▶ [Your task]
Work out how many lines hold "with". Give the number and nothing else.

═══ Provided material ═══

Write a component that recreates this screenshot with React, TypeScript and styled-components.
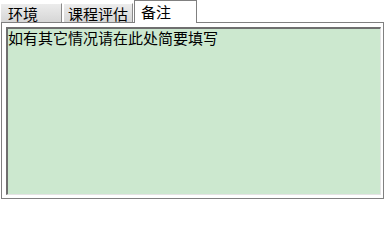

═══
═══ Provided material ═══

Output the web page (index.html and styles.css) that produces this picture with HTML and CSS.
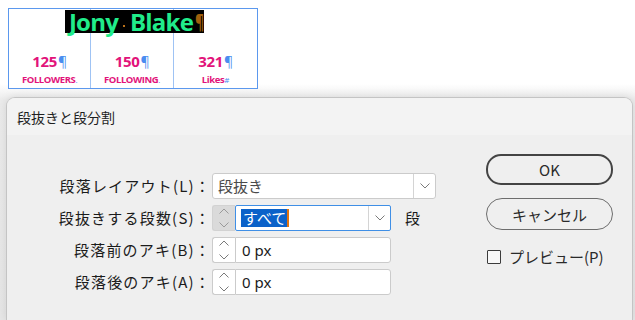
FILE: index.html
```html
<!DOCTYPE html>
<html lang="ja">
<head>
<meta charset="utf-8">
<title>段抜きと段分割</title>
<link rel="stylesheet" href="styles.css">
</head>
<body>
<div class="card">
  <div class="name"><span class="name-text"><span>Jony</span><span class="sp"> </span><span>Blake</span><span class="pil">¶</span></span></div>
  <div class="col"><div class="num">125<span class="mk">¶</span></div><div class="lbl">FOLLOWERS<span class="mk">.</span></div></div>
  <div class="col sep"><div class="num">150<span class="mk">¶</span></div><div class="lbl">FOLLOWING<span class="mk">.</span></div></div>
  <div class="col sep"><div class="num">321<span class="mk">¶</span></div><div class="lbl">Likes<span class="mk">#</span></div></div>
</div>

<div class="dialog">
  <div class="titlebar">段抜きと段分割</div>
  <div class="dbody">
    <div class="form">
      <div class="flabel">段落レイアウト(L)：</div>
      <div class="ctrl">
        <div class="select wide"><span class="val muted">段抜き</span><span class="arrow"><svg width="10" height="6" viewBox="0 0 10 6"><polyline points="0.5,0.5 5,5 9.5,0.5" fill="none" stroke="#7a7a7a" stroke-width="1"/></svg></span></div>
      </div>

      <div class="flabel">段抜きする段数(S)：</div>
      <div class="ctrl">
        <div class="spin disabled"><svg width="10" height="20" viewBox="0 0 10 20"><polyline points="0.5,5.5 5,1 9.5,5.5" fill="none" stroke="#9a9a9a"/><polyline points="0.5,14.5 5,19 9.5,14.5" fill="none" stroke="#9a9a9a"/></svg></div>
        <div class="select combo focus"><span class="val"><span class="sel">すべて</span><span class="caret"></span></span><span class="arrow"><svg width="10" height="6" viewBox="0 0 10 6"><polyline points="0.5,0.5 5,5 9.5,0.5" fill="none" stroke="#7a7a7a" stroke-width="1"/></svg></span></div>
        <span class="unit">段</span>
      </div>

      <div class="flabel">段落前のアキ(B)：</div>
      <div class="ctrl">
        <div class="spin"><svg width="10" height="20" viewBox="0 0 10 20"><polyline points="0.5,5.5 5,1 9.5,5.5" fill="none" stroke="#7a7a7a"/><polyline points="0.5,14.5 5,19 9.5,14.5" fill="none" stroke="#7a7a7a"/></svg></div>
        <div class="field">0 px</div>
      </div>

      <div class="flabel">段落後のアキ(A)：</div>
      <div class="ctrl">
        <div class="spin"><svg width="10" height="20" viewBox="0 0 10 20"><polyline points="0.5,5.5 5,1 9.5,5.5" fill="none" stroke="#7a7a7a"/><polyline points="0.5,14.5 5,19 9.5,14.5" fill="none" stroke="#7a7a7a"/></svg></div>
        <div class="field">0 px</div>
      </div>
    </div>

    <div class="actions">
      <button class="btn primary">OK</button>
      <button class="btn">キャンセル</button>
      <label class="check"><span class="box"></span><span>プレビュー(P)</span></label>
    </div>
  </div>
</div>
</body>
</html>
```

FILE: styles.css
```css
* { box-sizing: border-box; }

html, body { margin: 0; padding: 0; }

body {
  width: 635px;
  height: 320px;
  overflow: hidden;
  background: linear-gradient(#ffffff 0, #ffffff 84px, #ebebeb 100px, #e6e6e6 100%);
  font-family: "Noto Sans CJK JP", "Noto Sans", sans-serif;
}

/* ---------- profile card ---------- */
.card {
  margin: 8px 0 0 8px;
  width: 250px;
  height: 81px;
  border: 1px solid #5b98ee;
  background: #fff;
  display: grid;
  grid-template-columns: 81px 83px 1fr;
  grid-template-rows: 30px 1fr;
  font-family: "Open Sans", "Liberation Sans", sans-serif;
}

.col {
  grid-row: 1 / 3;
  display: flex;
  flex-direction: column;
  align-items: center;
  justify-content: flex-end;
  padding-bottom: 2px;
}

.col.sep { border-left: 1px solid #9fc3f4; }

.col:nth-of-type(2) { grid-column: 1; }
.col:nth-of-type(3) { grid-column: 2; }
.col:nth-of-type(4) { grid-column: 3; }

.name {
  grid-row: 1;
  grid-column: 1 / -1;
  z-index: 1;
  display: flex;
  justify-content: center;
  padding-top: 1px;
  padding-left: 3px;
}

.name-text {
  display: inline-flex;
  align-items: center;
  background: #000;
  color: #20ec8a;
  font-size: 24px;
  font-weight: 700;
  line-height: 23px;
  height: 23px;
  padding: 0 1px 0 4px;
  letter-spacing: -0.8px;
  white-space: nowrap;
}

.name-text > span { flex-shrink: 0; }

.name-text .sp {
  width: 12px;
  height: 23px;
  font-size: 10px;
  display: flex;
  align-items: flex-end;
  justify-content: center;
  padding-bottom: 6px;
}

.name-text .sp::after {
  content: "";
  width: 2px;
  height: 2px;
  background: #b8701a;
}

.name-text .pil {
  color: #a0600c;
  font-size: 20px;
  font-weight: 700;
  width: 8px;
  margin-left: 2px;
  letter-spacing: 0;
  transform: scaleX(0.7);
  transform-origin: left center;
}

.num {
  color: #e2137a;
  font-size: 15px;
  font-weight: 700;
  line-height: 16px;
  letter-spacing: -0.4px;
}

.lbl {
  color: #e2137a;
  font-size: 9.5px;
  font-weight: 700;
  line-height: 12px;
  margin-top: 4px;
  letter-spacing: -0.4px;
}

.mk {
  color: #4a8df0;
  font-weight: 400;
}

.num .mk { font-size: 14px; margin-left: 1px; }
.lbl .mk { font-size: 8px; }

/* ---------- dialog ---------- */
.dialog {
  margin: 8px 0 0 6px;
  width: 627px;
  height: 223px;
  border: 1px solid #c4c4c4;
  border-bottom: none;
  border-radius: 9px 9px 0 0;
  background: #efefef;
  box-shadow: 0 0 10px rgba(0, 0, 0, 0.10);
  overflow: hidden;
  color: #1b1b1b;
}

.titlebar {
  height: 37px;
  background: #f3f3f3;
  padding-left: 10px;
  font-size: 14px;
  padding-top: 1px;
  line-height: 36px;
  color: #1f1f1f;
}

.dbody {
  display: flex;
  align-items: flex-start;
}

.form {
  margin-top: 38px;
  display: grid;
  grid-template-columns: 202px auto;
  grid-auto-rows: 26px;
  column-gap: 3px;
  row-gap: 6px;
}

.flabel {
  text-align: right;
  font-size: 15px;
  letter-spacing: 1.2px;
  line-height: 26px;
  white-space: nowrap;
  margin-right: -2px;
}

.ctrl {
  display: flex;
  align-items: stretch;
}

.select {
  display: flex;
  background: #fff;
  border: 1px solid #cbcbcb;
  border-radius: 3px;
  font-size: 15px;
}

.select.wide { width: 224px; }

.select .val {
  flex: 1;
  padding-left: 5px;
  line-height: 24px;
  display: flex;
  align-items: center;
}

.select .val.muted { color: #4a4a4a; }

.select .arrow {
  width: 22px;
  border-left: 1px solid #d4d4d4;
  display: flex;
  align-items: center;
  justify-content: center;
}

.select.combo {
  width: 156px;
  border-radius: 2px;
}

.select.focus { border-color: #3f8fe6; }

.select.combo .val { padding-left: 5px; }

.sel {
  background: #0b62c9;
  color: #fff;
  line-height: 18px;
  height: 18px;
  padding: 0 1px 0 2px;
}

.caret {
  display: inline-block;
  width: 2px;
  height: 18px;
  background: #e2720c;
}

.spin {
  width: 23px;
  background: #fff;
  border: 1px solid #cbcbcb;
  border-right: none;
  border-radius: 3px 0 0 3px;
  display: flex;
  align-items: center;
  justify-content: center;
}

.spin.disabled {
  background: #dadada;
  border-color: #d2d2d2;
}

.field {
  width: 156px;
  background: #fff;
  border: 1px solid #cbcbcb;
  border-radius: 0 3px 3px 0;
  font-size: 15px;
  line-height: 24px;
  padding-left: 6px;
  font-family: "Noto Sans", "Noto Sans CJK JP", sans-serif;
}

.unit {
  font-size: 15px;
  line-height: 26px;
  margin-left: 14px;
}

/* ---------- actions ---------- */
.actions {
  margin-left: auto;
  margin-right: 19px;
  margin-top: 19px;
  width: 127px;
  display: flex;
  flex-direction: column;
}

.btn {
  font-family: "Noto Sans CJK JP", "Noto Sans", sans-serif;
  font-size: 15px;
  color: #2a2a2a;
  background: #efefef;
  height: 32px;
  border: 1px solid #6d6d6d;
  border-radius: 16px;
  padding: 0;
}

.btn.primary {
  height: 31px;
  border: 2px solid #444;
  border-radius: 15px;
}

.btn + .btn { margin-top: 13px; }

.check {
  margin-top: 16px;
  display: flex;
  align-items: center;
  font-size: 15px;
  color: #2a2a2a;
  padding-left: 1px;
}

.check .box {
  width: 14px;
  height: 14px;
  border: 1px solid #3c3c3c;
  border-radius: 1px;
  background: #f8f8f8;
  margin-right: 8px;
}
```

═══
═══ Provided material ═══

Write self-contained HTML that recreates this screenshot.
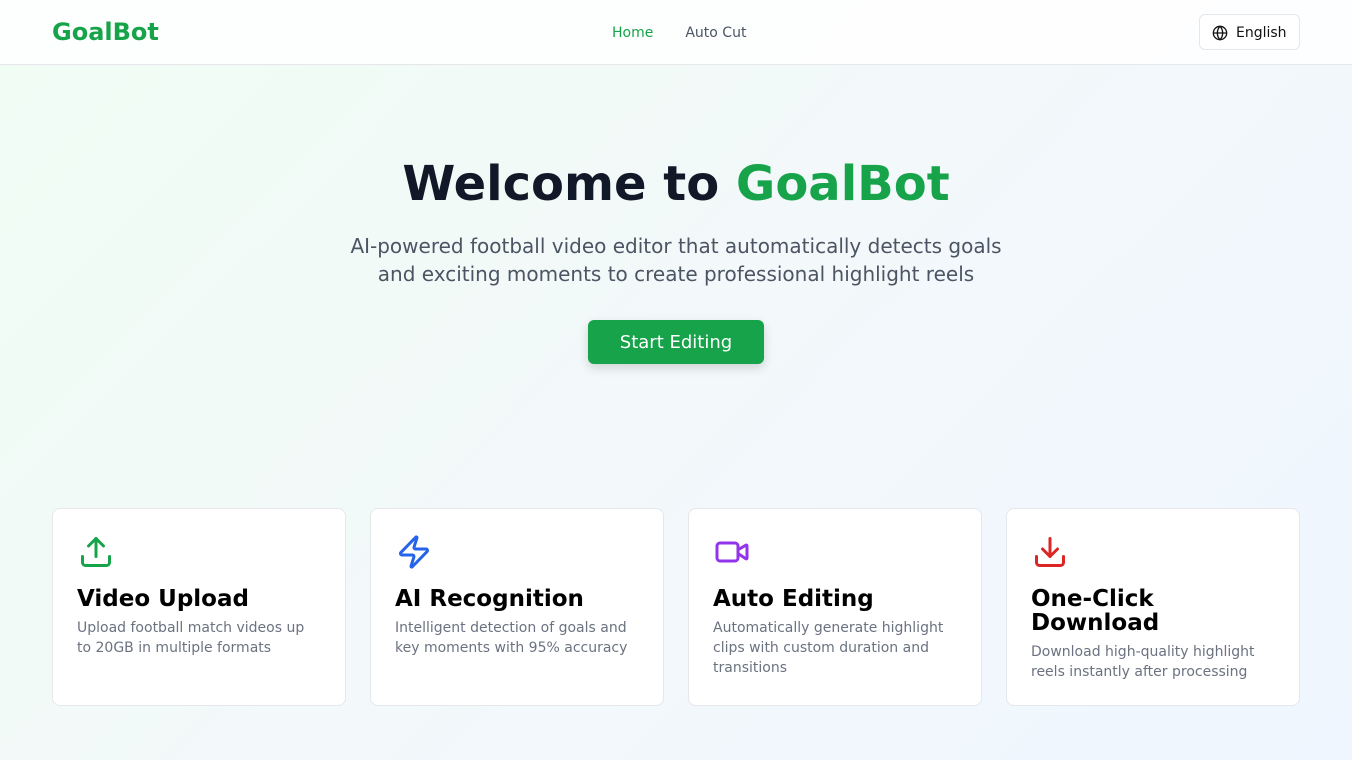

═══

▶ [Answer below]
2